Встреча с Модильяни

Виталий Мишин

Рубрика: 
ВЫСТАВКИ
Номер журнала: 
Специальный выпуск. ИТАЛИЯ - РОССИЯ: НА ПЕРЕКРЕСТКАХ КУЛЬТУР

 

Выставка в Государственном музее изобразительных искусств
имени А.С. Пушкина

Само название экспозиции указывает на то, что речь идет о первом по-настоящему широком показе в России произведений замечательного итальянского мастера. Творческое наследие Модильяни раздроблено и распылено по миру - как по музеям, так и по многим частным коллекциям. Поэтому только выставочные проекты с международным составом участников имеют шанс собрать на короткое время значительные комплексы работ художника. В московском проекте приняли участие более двадцати музеев и частных коллекций Европы и Америки. В итоге в распоряжении устроителей оказались двадцать пять картин, одна скульптура, двадцать семь рисунков и архивные материалы. (Заметим, что российские музеи располагают только двумя работами мастера - рисунками из собрания ГМИИ.)

Выставка в Пушкинском музее - это некая модель, представляющая мир Модильяни в концентрированном виде. Здесь имеет значение не столько количество экспонатов, сколько их взаимное согласование: важно было соблюсти правильные пропорции в отображении разных сторон творчества художника, проследить его эволюцию и обозначить высшие достижения.

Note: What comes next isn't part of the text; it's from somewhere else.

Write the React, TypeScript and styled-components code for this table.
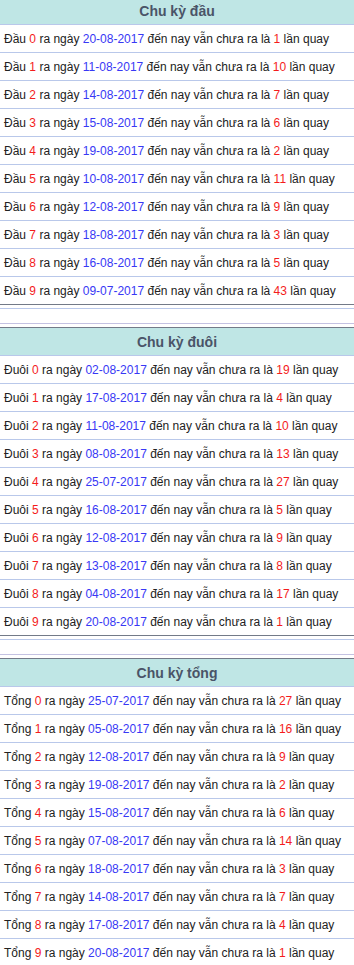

Показаны как ранние работы 1908-1909 годов, так и произведения, созданные им в конце жизни; эти последние можно определить словами самого Модильяни, взятыми из его писем, - «творения, достигшие вершины и несущие на себе отпечаток каждой пройденной ступени развития». При сравнении, например, «Портрета Жана Александра» 1909 года, который легко укладывается в понятие сезаннизма, и картины «Маленький крестьянин» 1918 года из Галереи Тейт нельзя сказать, что и в более позднем произведении Модильяни отказывается от уроков Сезанна, однако он их каким-то непостижимым образом сублимирует. На протяжении своего недолгого творческого пути Модильяни испытывал притяжение разных авангардных течений, но в главном неуклонно следовал какому-то внутреннему компасу, который вел его к созданию собственного стиля. В одном из юношеских писем Модильяни признается другу: «...что-то плодоносное зарождается во мне и требует от меня усилий». «Что-то плодоносное» - это, цитируя то же письмо, «своя собственная правда о жизни, красоте и искусстве». Усилия, о которых говорит Модильяни, не были направлены на ниспровержение традиционных ценностей или на анализ отдельных элементов живописного языка, подобные усилия были направлены к синтезу. Не только опыт мастеров Новейшего времени, но и памятники Древнего Египта, архаической Греции, африканские маски, итальянская живопись эпохи Возрождения и маньеризма - все эти составляющие были у Модильяни так основательно и органично переплавлены, что в итоге возникло совершенно новое, небывалое явление, которое мы и называем «стилем Модильяни» и которое в своих лучших образцах уподобляется чистому кристаллу. Показанные рисунки интересны в первую очередь тем, что именно в них отрабатывалась легко узнаваемая модильяневская «формула красоты». Речь идет, в частности, о серии кариатид, а также голов, связанной со скульптурными работами мастера. «Голова женщины» - единственная скульптура, «замковый камень» экспозиции - служит чем-то вроде стилистического камертона; это изваяние свидетельствует о том, что уже в начале 1910-х годов Модильяни создавал произведения, отличающиеся безупречной чистотой изобразительного языка.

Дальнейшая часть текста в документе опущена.